Optimize your support for long-term success
Ticketing systems let your team do their best work and offer a seamless customer experience. The right platform doesn’t just sort requests — it routes customers to targeted information, collects insightful data, and supports human teammates with intelligent AI Agents. If you want ticketing software that improves your support process from the ground up, check out Pylon.
Pylon is the modern B2B support platform that offers true omnichannel support across Slack, Teams, email, chat, ticket forms, and more. Our AI Agents and Assistants automate busywork and reduce response times.

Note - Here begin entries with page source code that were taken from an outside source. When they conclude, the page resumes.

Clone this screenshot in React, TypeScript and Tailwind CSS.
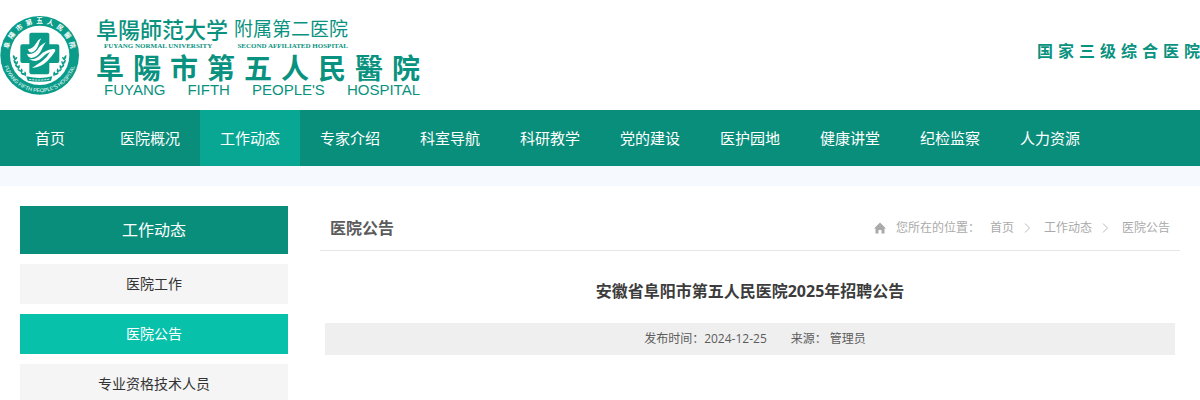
const NAV = [
  "首页", "医院概况", "工作动态", "专家介绍", "科室导航", "科研教学",
  "党的建设", "医护园地", "健康讲堂", "纪检监察", "人力资源",
];

const SIDE = ["医院工作", "医院公告", "专业资格技术人员"];

const CRUMBS = ["首页", "工作动态", "医院公告"];

// wreath leaves on the left side, mirrored for the right
const LEAVES = [
  { x: 42, y: 172, r: 60 },
  { x: 45, y: 186, r: 48 },
  { x: 51, y: 199, r: 38 },
  { x: 60, y: 211, r: 26 },
  { x: 71, y: 221, r: 14 },
];

function Leaves() {
  return (
    <>
      {LEAVES.map((l) => (
        <g key={l.y} transform={`translate(${l.x} ${l.y}) rotate(${l.r})`}>
          <path d="M-10 -2 Q-1 -9 5 0 Q-3 4 -10 -2Z" />
          <path d="M1 -11 Q10 -5 6 4 Q-2 -3 1 -11Z" />
        </g>
      ))}
    </>
  );
}

function Seal() {
  return (
    <svg viewBox="0 42 240 240" className="size-20 shrink-0" fill="#0a9c89" aria-hidden="true">
      <defs>
        <path id="arcTop" d="M26 181 A95 95 0 1 1 212 181" />
        <path id="arcBottom" d="M11 188 A111 111 0 0 0 227 188" />
      </defs>
      <circle cx="119" cy="163" r="118" />
      <circle cx="119" cy="163" r="89" fill="#fff" />
      <text fill="#fff" fontSize="20" fontWeight="700" fontFamily="'Noto Sans CJK TC', sans-serif">
        {["阜", "陽", "市", "第", "五", "人", "民", "醫", "院"].map((c, i) => (
          <textPath key={i} href="#arcTop" startOffset={`${14 + i * 9}%`} textAnchor="middle">
            {c}
          </textPath>
        ))}
      </text>
      <text fill="#fff" fontSize="16" fontFamily="'Liberation Sans', sans-serif">
        <textPath href="#arcBottom" startOffset="50%" textAnchor="middle">
          FUYANG FIFTH PEOPLE'S HOSPITAL
        </textPath>
      </text>
      {/* cross */}
      <path d="M94 95 H142 Q148 95 148 101 V130 H172 Q178 130 178 136 V180 Q178 186 172 186 H148 V214 Q148 220 142 220 H94 Q88 220 88 214 V186 H67 Q61 186 61 180 V136 Q61 130 67 130 H88 V101 Q88 95 94 95Z" />
      {/* hand */}
      <g fill="#fff">
        <path d="M83 145 Q99 143 109 126 Q114 116 124 112 Q118 120 115 133 Q109 149 97 154 Q88 157 83 145Z" />
        <path d="M81 158 Q97 163 112 147 Q119 134 137 124 Q128 138 123 150 Q112 169 94 171 Q84 169 81 158Z" />
        <path d="M86 174 Q105 178 121 162 Q134 148 158 144 Q170 143 164 153 Q156 166 142 180 Q125 198 96 201 Q108 193 126 181 Q142 169 150 153 Q137 157 125 171 Q111 187 86 174Z" />
      </g>
      <Leaves />
      <g transform="translate(238 0) scale(-1 1)">
        <Leaves />
      </g>
      {/* ribbon */}
      <path d="M79 226 Q119 236 157 226 L153 239 Q119 245 83 239Z" />
      <path d="M88 235 Q119 240 149 234" fill="none" stroke="#fff" strokeWidth="3" strokeDasharray="6 3" />
    </svg>
  );
}

function Spread({ text, sep = "" }: { text: string; sep?: string }) {
  return (
    <>
      {text.split(sep).map((t, i) => (
        <span key={i}>{t}</span>
      ))}
    </>
  );
}

function Header() {
  return (
    <header className="flex h-[110px] items-center justify-between text-[#0a9280]">
      <a href="#" className="flex items-center gap-4">
        <Seal />
        <div className="w-[324px] whitespace-nowrap">
          <div className="flex w-[252px] items-center justify-between leading-7">
            <span className="font-['Noto_Sans_CJK_TC',sans-serif] text-[22px] font-medium">阜陽師范大学</span>
            <span className="font-['Noto_Sans_CJK_SC',sans-serif] text-[19px]">附属第二医院</span>
          </div>
          <div className="flex w-[252px] justify-between pl-2 font-['Liberation_Serif',serif] text-[7px] leading-[9px] font-bold">
            <span>FUYANG NORMAL UNIVERSITY</span>
            <span>SECOND AFFILIATED HOSPITAL</span>
          </div>
          <div className="flex justify-between font-['Noto_Sans_CJK_TC',sans-serif] text-[28px] leading-8 font-bold">
            <Spread text="阜陽市第五人民醫院" />
          </div>
          <div className="flex justify-between pl-2 font-['Liberation_Sans',sans-serif] text-[15px] leading-[14px]">
            <Spread text="FUYANG FIFTH PEOPLE'S HOSPITAL" sep=" " />
          </div>
        </div>
      </a>
      <p className="flex gap-[5px] pb-2 text-[16px] leading-6 font-bold">
        <Spread text="国家三级综合医院" />
      </p>
    </header>
  );
}

function Sidebar() {
  return (
    <aside className="w-[268px] shrink-0 text-center">
      <h2 className="bg-[#0a8e7c] text-[16px] leading-12 text-white">工作动态</h2>
      <ul className="mt-[10px] flex flex-col gap-[10px]">
        {SIDE.map((s) => (
          <li key={s}>
            <a
              href="#"
              className={
                s === "医院公告"
                  ? "block bg-[#07c1ab] text-[14px] leading-10 text-white"
                  : "block bg-[#f5f5f5] text-[14px] leading-10 text-[#333]"
              }
            >
              {s}
            </a>
          </li>
        ))}
      </ul>
    </aside>
  );
}

export default function App() {
  return (
    <div className="h-screen overflow-hidden bg-white font-['Open_Sans','Noto_Sans_CJK_SC',sans-serif]">
      <Header />
      <nav className="flex bg-[#0a8e7c]">
        {NAV.map((n) => (
          <a
            key={n}
            href="#"
            className={
              n === "工作动态"
                ? "w-[100px] bg-[#08a794] text-center text-[15px] leading-14 text-white"
                : "w-[100px] text-center text-[15px] leading-14 text-white"
            }
          >
            {n}
          </a>
        ))}
      </nav>
      <div className="h-5 bg-[#f6f9fe]" />

      <div className="flex gap-8 p-5">
        <Sidebar />
        <main className="min-w-0 flex-1">
          <div className="flex items-center justify-between border-b border-[#e6e6e6] px-[10px]">
            <h2 className="text-[16px] leading-11 font-bold text-[#5b5b5b]">医院公告</h2>
            <div className="flex items-center text-[12px] leading-11 text-[#aaa]">
              <svg viewBox="0 0 12 12" className="mr-[10px] size-3" fill="#aaa">
                <path d="M6 0.500 L12 6.500 H10.500 V11.500 H7.500 V8 H4.500 V11.500 H1.500 V6.500 H0Z" />
              </svg>
              <span className="mr-[10px]">您所在的位置：</span>
              {CRUMBS.map((c, i) => (
                <span key={c} className="flex items-center">
                  {i > 0 && (
                    <svg viewBox="0 0 8 10" className="mr-3 ml-[10px] h-[10px] w-2" fill="none" stroke="#bbb">
                      <path d="M1 0.500 L5.500 5 L1 9.500" />
                    </svg>
                  )}
                  <a href="#">{c}</a>
                </span>
              ))}
            </div>
          </div>
          <h1 className="mt-6 mb-4 text-center text-[16px] leading-8 font-bold text-[#3c3c3c]">
            安徽省阜阳市第五人民医院2025年招聘公告
          </h1>
          <p className="mx-[5px] flex justify-center gap-6 bg-[#efefef] pl-[10px] text-[12px] leading-8 text-[#5c5c5c]">
            <span>发布时间：2024-12-25</span>
            <span>来源： 管理员</span>
          </p>
        </main>
      </div>
    </div>
  );
}
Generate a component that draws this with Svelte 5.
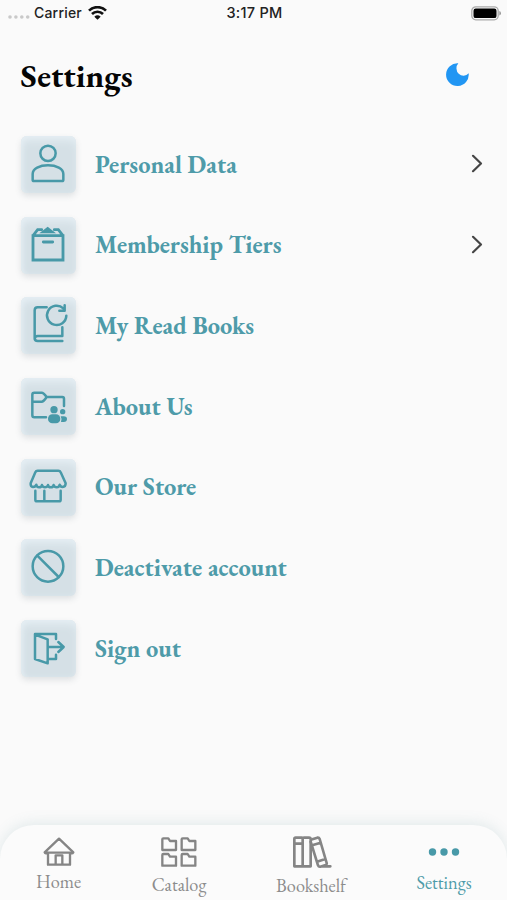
<script>
  // icon paths are drawn on a 165 x 171 grid, one per tile
  const items = [
    { label: 'Personal Data', icon: 'person', arrow: true },
    { label: 'Membership Tiers', icon: 'box', arrow: true },
    { label: 'My Read Books', icon: 'book' },
    { label: 'About Us', icon: 'folder' },
    { label: 'Our Store', icon: 'store' },
    { label: 'Deactivate account', icon: 'ban' },
    { label: 'Sign out', icon: 'exit' }
  ]
  const tabs = ['Home', 'Catalog', 'Bookshelf', 'Settings']
  let active = $state('Settings')
</script>

<div class="screen">
  <div class="status">
    <div class="carrier">
      <svg class="signal" width="22" height="4" viewBox="0 0 22 4">
        <circle cx="2" cy="2" r="1.8" /><circle cx="7.9" cy="2" r="1.8" />
        <circle cx="13.8" cy="2" r="1.8" /><circle cx="19.7" cy="2" r="1.8" />
      </svg>
      <span>Carrier</span>
      <svg class="wifi" width="19" height="14" viewBox="0 0 57 42">
        <path d="M3 14C17 0 40 0 54 14" />
        <path d="M12 24C21 15 36 15 45 24" />
        <path class="dot" d="M19 32Q28.500 24 38 32L28.500 41Z" />
      </svg>
    </div>
    <div class="time">3:17 PM</div>
    <svg class="battery" width="30" height="15" viewBox="0 0 30 15">
      <rect x=".8" y=".8" width="26.400" height="13" rx="4" />
      <rect class="fill" x="2.500" y="2.500" width="23" height="9.600" rx="2.200" />
      <path class="fill tip" d="M28.300 5Q30 5.500 30 7.300T28.300 9.600Z" />
    </svg>
  </div>

  <header>
    <h1>Settings</h1>
    <svg class="moon" width="23" height="23" viewBox="0 0 69 69">
      <path d="M37 1A34 34 0 1 0 68 31A20 21 0 0 1 37 1Z" />
    </svg>
  </header>

  <ul>
    {#each items as item}
      <li>
        <div class="tile">
          <svg viewBox="0 0 165 171">
            {#if item.icon === 'person'}
              <circle cx="81" cy="52" r="23" />
              <path d="M39 135H123Q127 135 127 131V114C127 98 106 88 81 88S35 98 35 114V131Q35 135 39 135Z" />
            {:else if item.icon === 'box'}
              <path class="heavy" d="M36 56H126V129H36ZM36 56L50 38H62M100 38H112L126 56M67 75H95" />
              <path class="solid" d="M80 29L105 49H55Z" />
            {:else if item.icon === 'book'}
              <path d="M77 31H50Q41 31 41 40V124Q41 132 50 132H124M41 126Q41 117 50 117H124V91" />
              <path d="M127 34A29 29 0 1 0 136 56M131 25V41H115" />
            {:else if item.icon === 'folder'}
              <path d="M75 118H40Q34 118 34 112V50Q34 44 40 44H62Q68 44 77 57H124Q129 57 129 62V84M34 71H62Q68 71 77 57" />
              <circle class="solid" cx="99" cy="95" r="11" />
              <circle class="solid" cx="125" cy="101" r="8" />
              <rect class="solid" x="81" y="109" width="37" height="27" rx="13" />
              <path class="solid" d="M119 115H128Q138 115 138 123Q138 132 128 132H120Q124 124 119 115Z" />
            {:else if item.icon === 'store'}
              <path d="M50 35H112Q117 35 119 40L134 73Q134 84 125 84Q118 84 116 77Q115 85 107 85Q100 85 98 78Q97 85 89 85Q82 85 81 78Q79 85 72 85Q65 85 63 78Q62 85 54 85Q47 85 46 77Q44 84 36 84Q28 83 29 73L43 40Q45 35 50 35Z" />
              <path d="M43 95V122Q43 127 48 127H114Q119 127 119 122V95M70 95V127" />
            {:else if item.icon === 'ban'}
              <circle cx="81" cy="82" r="46" />
              <path d="M49 50L113 114" />
            {:else}
              <path d="M105 57V42H42V117L80 130V58L42 44M80 117H105V104M85 81H127M112 66L128 81L112 96" />
            {/if}
          </svg>
        </div>
        <span class="label">{item.label}</span>
        {#if item.arrow}
          <svg class="chevron" width="12" height="19" viewBox="0 0 12 19">
            <path d="M2 1.800L10 9.500L2 17.200" />
          </svg>
        {/if}
      </li>
    {/each}
  </ul>

  <nav>
    {#each tabs as tab}
      <button class={tab.toLowerCase()} class:active={active === tab} onclick={() => (active = tab)}>
        {#if tab === 'Home'}
          <svg width="32" height="30" viewBox="0 0 96 90">
            <path d="M15 47V83H81V47M48 5L5 46Q7 51 15 47H81Q88 51 91 46ZM38 83V55H58V83" />
          </svg>
        {:else if tab === 'Catalog'}
          <svg width="36" height="30" viewBox="0 0 108 90">
            {#each [[4, 4], [62, 4], [4, 51], [62, 51]] as [x, y]}
              <path transform="translate({x} {y})" d="M3 0H18L23 8H41V35H0V3Q0 0 3 0Z" />
            {/each}
          </svg>
        {:else if tab === 'Bookshelf'}
          <svg width="39" height="33" viewBox="0 0 117 99">
            <path d="M8 5H26Q29 5 29 9V91H4V9Q4 5 8 5ZM29 9Q29 5 33 5H48Q53 5 53 10V91H29M4 23H29" />
            <path d="M58 10L73 5Q78 4 80 9L101 81Q102 85 98 87L82 92Q77 93 75 88L53 17M60 27L83 20M72 77L97 69M88 91H112" />
          </svg>
        {:else}
          <svg width="32" height="8" viewBox="0 0 32 8">
            <circle cx="4.500" cy="4" r="3.700" /><circle cx="16" cy="4" r="3.700" /><circle cx="27.500" cy="4" r="3.700" />
          </svg>
        {/if}
        <span>{tab}</span>
      </button>
    {/each}
  </nav>
</div>

<style>
  :global(body) {
    background: #fafafa;
  }
  .screen {
    width: 507px;
    height: 900px;
    display: flex;
    flex-direction: column;
    overflow: hidden;
    background: #fafafa;
    font-family: 'EB Garamond', 'Liberation Serif', serif;
  }
  svg {
    display: block;
    flex: none;
    fill: none;
  }
  .status {
    height: 26px;
    display: grid;
    grid-template-columns: 1fr auto 1fr;
    align-items: center;
    padding: 0 6px 0 8px;
    box-sizing: border-box;
    font: 500 14px/26px Inter, sans-serif;
    letter-spacing: 0.2px;
    color: #222;
  }
  .time {
    font-size: 14.5px;
    letter-spacing: 0.25px;
  }
  .carrier {
    display: flex;
    align-items: center;
  }
  .carrier span {
    margin: 0 6px 0 4px;
  }
  .signal {
    fill: #c9c9c9;
    margin-top: 8px;
  }
  .wifi path {
    stroke: #111;
    stroke-width: 8;
  }
  .wifi .dot {
    fill: #111;
    stroke: none;
  }
  .battery {
    justify-self: end;
  }
  .battery rect {
    stroke: #aaa;
    stroke-width: 1.3;
  }
  .battery .fill {
    fill: #000;
    stroke: none;
  }
  .battery .tip {
    fill: #999;
  }
  header {
    display: flex;
    align-items: flex-start;
    justify-content: space-between;
    height: 110px;
    box-sizing: border-box;
    padding: 30px 38px 0 20.5px;
  }
  h1 {
    margin: 0;
    font-size: 33px;
    line-height: 40px;
    font-weight: bold;
    color: #050505;
  }
  .moon {
    margin-top: 7px;
    fill: #2196f3;
  }
  ul {
    list-style: none;
    margin: 0;
    padding: 0 24px 0 21px;
    display: flex;
    flex-direction: column;
    gap: 23.7px;
  }
  li {
    height: 57px;
    display: flex;
    align-items: center;
  }
  .tile {
    width: 55px;
    height: 57px;
    border-radius: 6px;
    background: #d5e0e6;
    box-shadow: 0 3px 6px rgba(70, 90, 100, 0.15), inset 0 6px 8px -2px #e6eff4, inset 3px 0 5px -1px #e1ebf0;
  }
  .tile svg {
    width: 55px;
    height: 57px;
    stroke: #4899a8;
    stroke-width: 7.5;
    stroke-linecap: round;
    stroke-linejoin: round;
  }
  .tile .heavy {
    stroke-width: 8.5;
    stroke-linejoin: miter;
  }
  .tile .solid {
    fill: #4899a8;
    stroke: none;
  }
  .label {
    flex: 1;
    margin: 0 0 2px 19px;
    font-size: 24.4px;
    line-height: 30px;
    font-weight: bold;
    color: #4e9ba9;
  }
  .chevron {
    margin-bottom: 2px;
    stroke: #454545;
    stroke-width: 2.2;
    stroke-linecap: round;
    stroke-linejoin: round;
  }
  nav {
    height: 75px;
    margin-top: auto;
    display: grid;
    grid-template-columns: 117px 124px 140px 126px;
    border-radius: 34px 34px 0 0;
    background: #fbfbfb;
    box-shadow: 0 -2px 14px rgba(90, 140, 150, 0.15);
  }
  button {
    display: flex;
    flex-direction: column;
    align-items: center;
    padding: 12px 0 0;
    border: 0;
    background: none;
    font-family: inherit;
    font-size: 18.3px;
    line-height: 20px;
    color: #8c8c8c;
  }
  button svg {
    stroke: #858585;
    stroke-width: 7;
    stroke-linejoin: round;
    stroke-linecap: round;
  }
  button span {
    margin-top: 5px;
  }
  .catalog span {
    margin-top: 8px;
  }
  .bookshelf {
    padding-top: 11px;
  }
  .bookshelf svg {
    margin-left: 3px;
    stroke-width: 8;
  }
  .bookshelf span {
    margin-top: 7px;
  }
  .settings {
    padding-top: 23px;
  }
  .settings svg {
    stroke: none;
    fill: #8c8c8c;
  }
  .settings span {
    margin-top: 17px;
  }
  .settings.active svg {
    fill: #4899a8;
  }
  .active {
    color: #4e9ba9;
  }
</style>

Plus, with Account Intelligence that unifies scattered customer signals to calculate health scores and identify churn risk, we're built for customer success at scale.
FAQ
What’s the lifecycle of a ticket in a ticketing system?
A ticket typically moves through several stages: Creation (customer sends a request), Assignment (system routes it to a teammate), In-Progress (teammate works on the fix), and Closed (resolution is confirmed by the customer).
How does a ticketing system differ from a regular email inbox?
Unlike an inbox, a ticketing system assigns ticket ownership to teammates, tracks status (Open, Pending, Solved), and provides reporting metrics.
Can a ticketing system be used for internal departments?
Yes, many organizations use these systems for HR requests, legal reviews, and IT troubleshooting. This ensures internal employee requests are tracked and resolved with the same rigor as customer issues.
Why is automation important in a ticketing system?
Automation handles repetitive tasks like tag assignment, priority setting, and follow-up emails. This allows support teams to focus on complex problems instead of administrative data entry.